Conroy's penchant for taking the road less traveled began in high school when he accepted an invitation to play basketball at the Citadel against the advice of much of his family.
At the time, Conroy's first cousin, Pat Conroy, was barred from the Citadel campus for writing a book entitled "My Losing Season" that detailed his traumatic senior year as point guard for the Bulldogs. Citadel coach Les Robinson needed special permission from his administration just to recruit a member of Pat Conroy's family, yet once he got it, he was able to quickly form a strong bond with Ed.
"I really wasn't that fired up about going south and going to a military school and my cousin wasn't exactly popular there at the time, but coach Les Robinson and his staff, I grew to really like them," Ed Conroy said. "Once I met the people there and furthered my relationship with them, I was hooked. I remember getting on a plane going back thinking that's where I'm going to go and I'm not going to let anybody talk me out of it."
The foundation for Conroy's coaching philosophy began to take shape during his playing days at the Citadel.
He learned to be organized, disciplined and detail-oriented. He learned the importance of surrounding himself with quality people. And he learned that hard work a day at a time would eventually build up into something big.
Those lessons are the ones he tries to remember even though his first two years at Tulane have included more valleys than peaks.
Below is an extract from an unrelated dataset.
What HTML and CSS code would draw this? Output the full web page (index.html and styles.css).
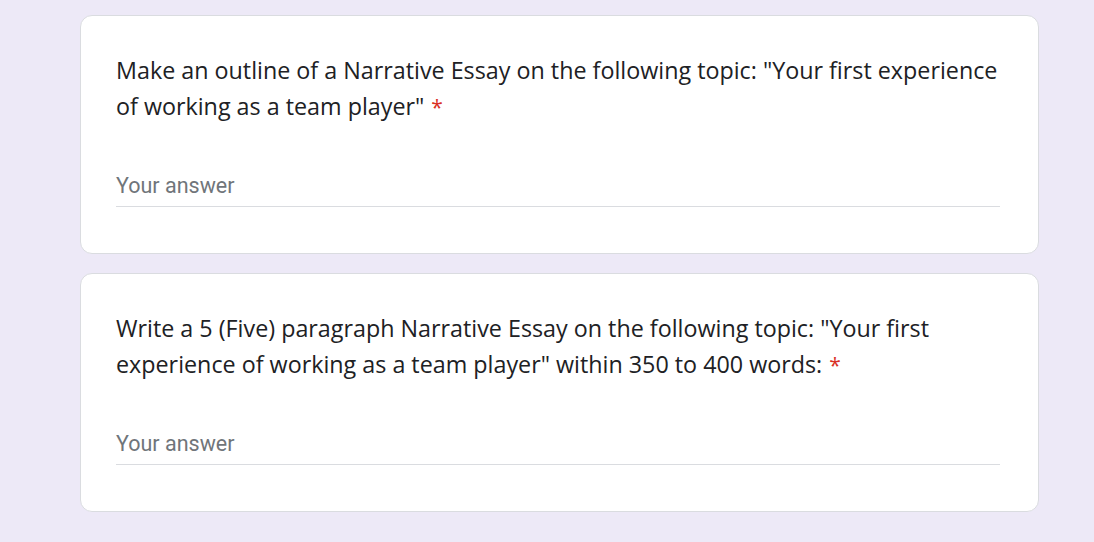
FILE: index.html
```html
<!DOCTYPE html>
<html>
<head>
<meta charset="utf-8">
<link rel="stylesheet" href="styles.css">
</head>
<body>
<div class="page">
  <div class="card">
    <div class="title">Make an outline of a Narrative Essay on the following topic: "Your first experience of working as a team player"<span class="req">*</span></div>
    <div class="field"><span class="ph">Your answer</span></div>
  </div>
  <div class="card">
    <div class="title">Write a 5 (Five) paragraph Narrative Essay on the following topic: "Your first experience of working as a team player" within 350 to 400 words:<span class="req">*</span></div>
    <div class="field"><span class="ph">Your answer</span></div>
  </div>
</div>
</body>
</html>
```
FILE: styles.css
```css
html, body {
  margin: 0;
  padding: 0;
  background: #ede9f7;
}
.page {
  display: flex;
  flex-direction: column;
  gap: 19px;
  padding: 15px 0 0 80px;
  width: 959px;
}
.card {
  background: #fff;
  border: 1px solid #dadce0;
  border-radius: 12px;
  padding: 36px 36px 46px 35px;
  box-sizing: border-box;
  height: 239px;
}
.title {
  font-family: "Open Sans", sans-serif;
  font-size: 23.3px;
  line-height: 36px;
  color: #202124;
}
.req {
  display: inline-block;
  margin-left: 7px;
  font-size: 21px;
  line-height: 1;
  color: #d93025;
}
.field {
  margin-top: 50px;
  width: 884px;
  height: 33px;
  border-bottom: 1px solid #dadce0;
  box-sizing: border-box;
  display: flex;
  align-items: flex-start;
}
.ph {
  font-family: Roboto, sans-serif;
  font-size: 21.5px;
  line-height: 24px;
  color: #70757a;
}
```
In Conroy's first season as coach of Tulane, the Green Wave won 10 of 13 non-league games against a weak schedule and started 2-0 in Conference USA before losing all but one game the rest of the way. A more talented Tulane team started last season 12-2 including an upset of Georgia Tech, but the Green Wave again faded in league play, this time done in by injuries to Timmons and Bruha that left them undermanned and overmatched.
The return of the 6-foot-5 Timmons from a torn Achilles tendon gives Conroy another proven perimeter scorer to pair with emerging star Tarrant and long-range shooter Jordan Callahan. And if Bruha has fully recovered from his recurring knee issues, he can help Josh Davis defend the paint and control the backboards.
That nucleus combined with a promising incoming class gives Tulane enough talent to challenge for an upper-division Conference USA finish. The challenge for that group now is that it must learn how to win.
"I think we've been competitive all along, but there's another level where you're winning some of the close games and you're relevant," Conroy said. "Hopefully now we can start to finish off some games and start to take the next step."